What if the "resource control" instead gains a new property, for example, "scope" that
essentially communicates to user space what a domain ID in the schemata file means.
It is not clear to me what a "domain ID" of GMBA means so I will use the MPAM CPU-less
MBM as example that I expect will build on SMBA that supports CXL.mem. Consider, an interface
like below:
info
└── SMBA
└── resource_schemata
├── SMBA
│ ├── max
│ ├── min
│ ├── resolution
│ ├── scale
│ ├── scope <== contains "L3"
│ ├── tolerance
│ ├── type
│ └── unit
└── SMBA_NODE
├── max
├── min
├── resolution
├── scale
├── scope <== contains "NODE"
Would it be more user-friendly to explicitly show "node0, node1, ..."
rather than "NODE"? After all, we can already infer the "NODE" type from
the schemata name "SMBA_NODE".
├── tolerance
├── type
└── unit
With an interface like above there is a single resource and allocating it at a different
scope is just another control. This correlates to how other parts of resctrl is managed.
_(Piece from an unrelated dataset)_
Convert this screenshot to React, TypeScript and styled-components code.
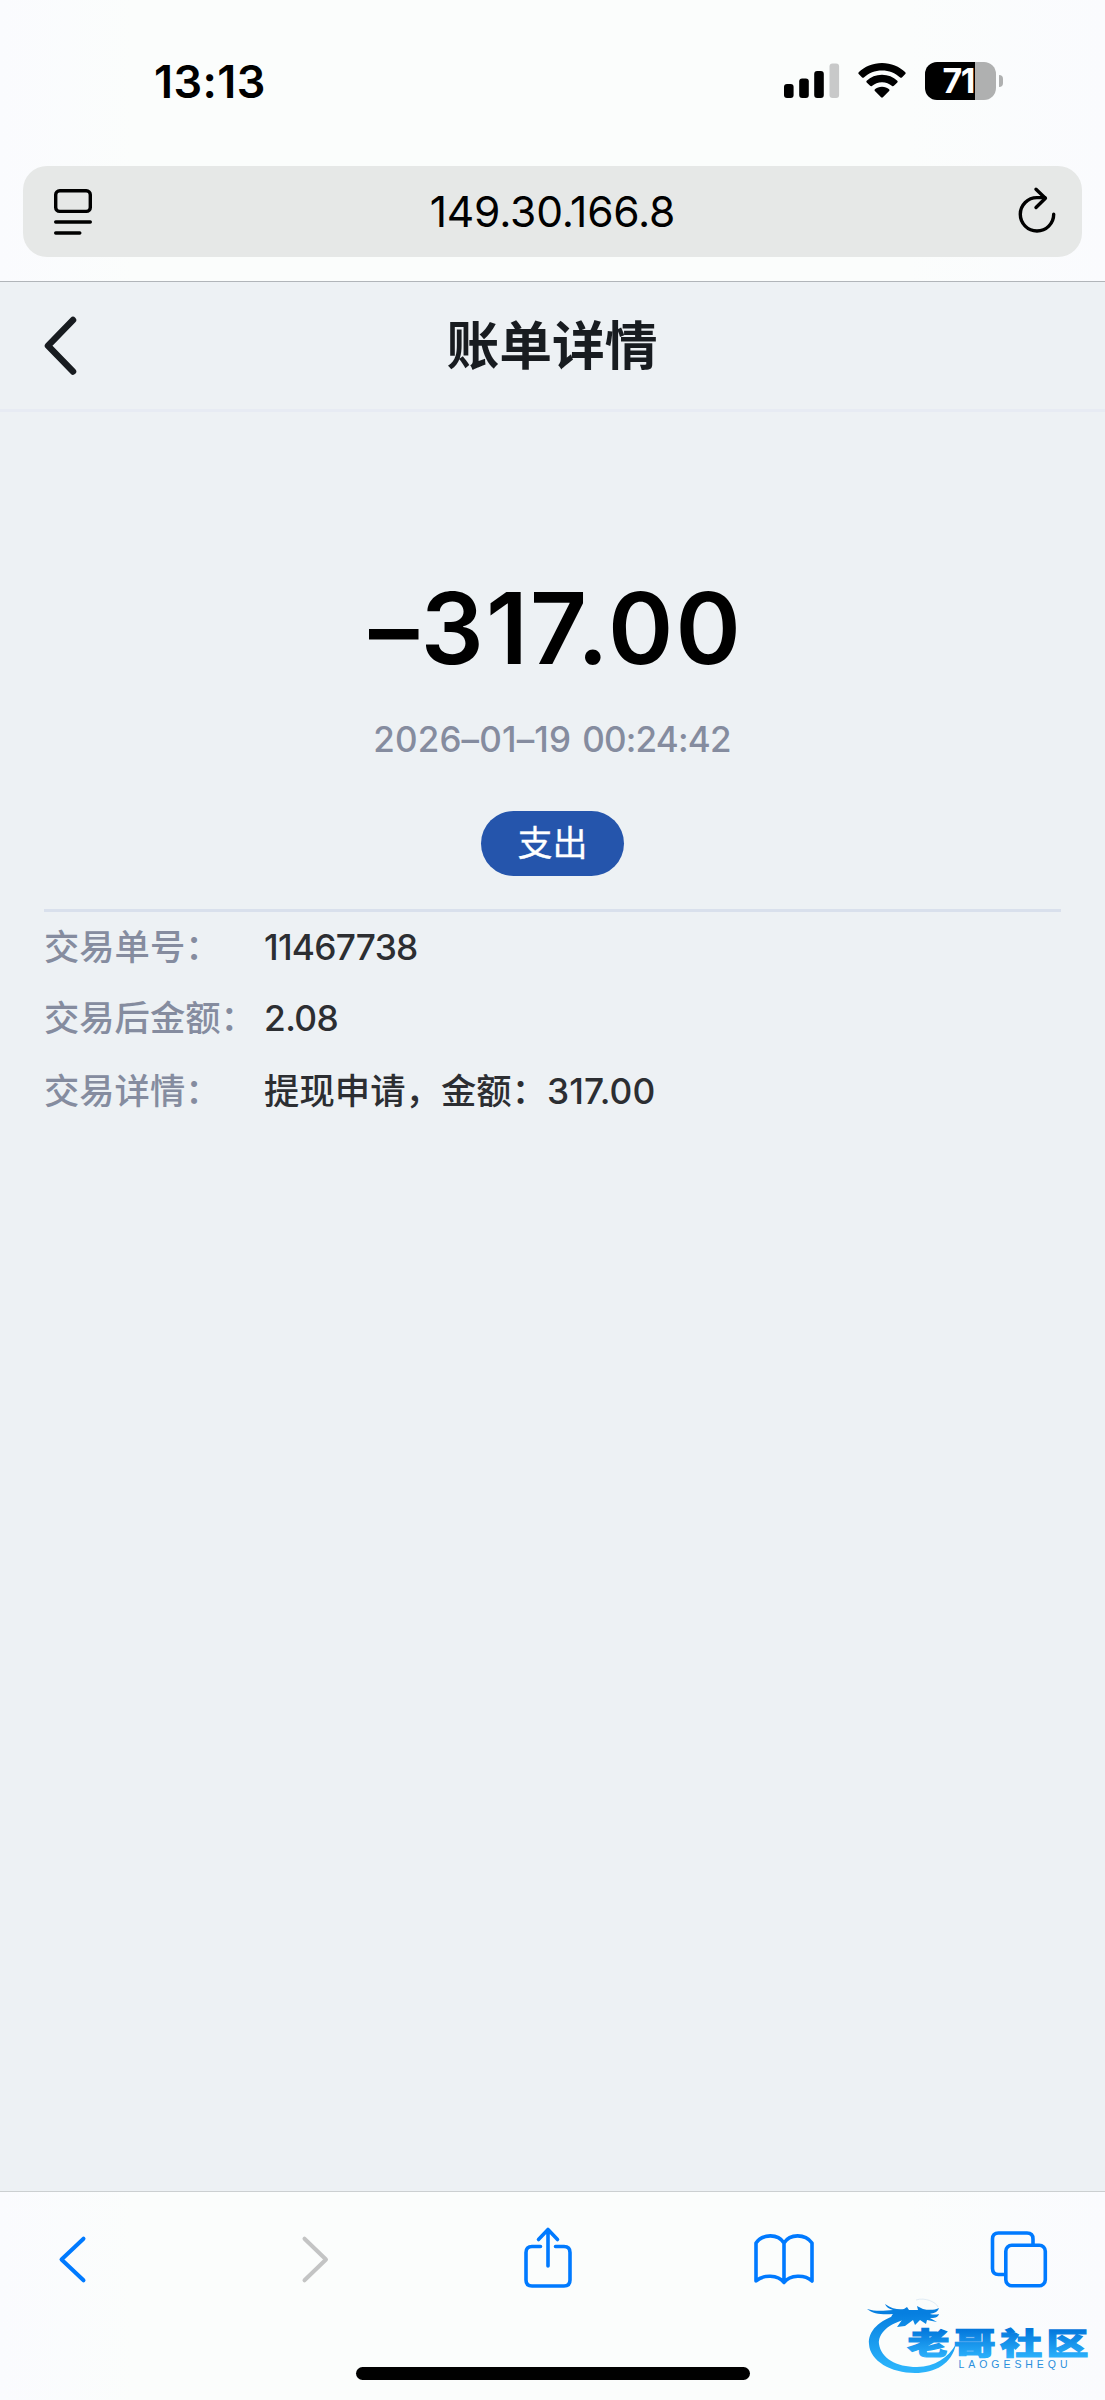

For example, it can become explicit that the monitor groups' mon_data directory contains
sub-directories organized by scope. For example:
mon_data
├── mon_L3_00 <== monitoring data at scope L3
│ ├── llc_occupancy
│ ├── mbm_local_bytes
│ └── mbm_total_bytes
├── mon_L3_01 <== monitoring data at scope L3
│ ├── llc_occupancy
│ ├── mbm_local_bytes
│ └── mbm_total_bytes
├── mon_NODE_00 <== monitoring data at scope NODE
Does this mean the domain ID is "0", which corresponds to node0?
This seems to align with the presentation Fenghua's presentation at LPC,
where he mentioned that for CPU-less resctrl, the domain ID changes
from an L3 ID to a node ID.
│ └── mbm_total_bytes
└── mon_NODE_01 <== monitoring data at scope NODE
└── mbm_total_bytes
Please let me take this chance to elaborate on region-aware RDT
in more detail. I am wondering if the interface could be further
extended to support this feature.
A "region" can be defined as a set of physical addresses that
belong to the same memory tier. The region ID is per socket
(i.e., unique within a single socket). Suppose we have a 2-socket
platform as follows:
S0: 1LM Direct DDR ==> NUMA node 0
CXL HDM (Tier2) ==> NUMA node 2
S1: 1LM Direct DDR ==> NUMA node 1
CXL HDM (Tier2) ==> NUMA node 3
region0 on S0 is node0, region1 on S0 is node2,
region0 on S1 is node1, region1 on S1 is node3.
Let us assume that each socket has 2 LLC domains.
For example, S0 has LLC domain0 and LLC domain1,
S1 has LLC domain2 and LLC domain3.
We propose the following schemata:
<resource name>_<region>_<control>
for example,
MB_REGION1_OPT:0=511;1=510;2=509;3=508
it means, for LLC domain0 on S0, the throttle
level for node2(because region1 on S0 is node2)
is 511. For LLC domain2 on S1, the throttle
level for node3(because region1 is node2 on
S1 is node3) is 509.
Users could query the exact definition of REGION1
by checking the info directory.
info
└── MB
└── resource_schemata
├── MB_REGION1_OPT
│ ├── max
│ ├── min
│ ├── resolution
│ ├── scale
│ ├── scope <== "0=node2;1=node3" (node2 on S0, node3 on S1)
│ ├── tolerance
│ ├── type
│ └── unit
thanks,
Chenyu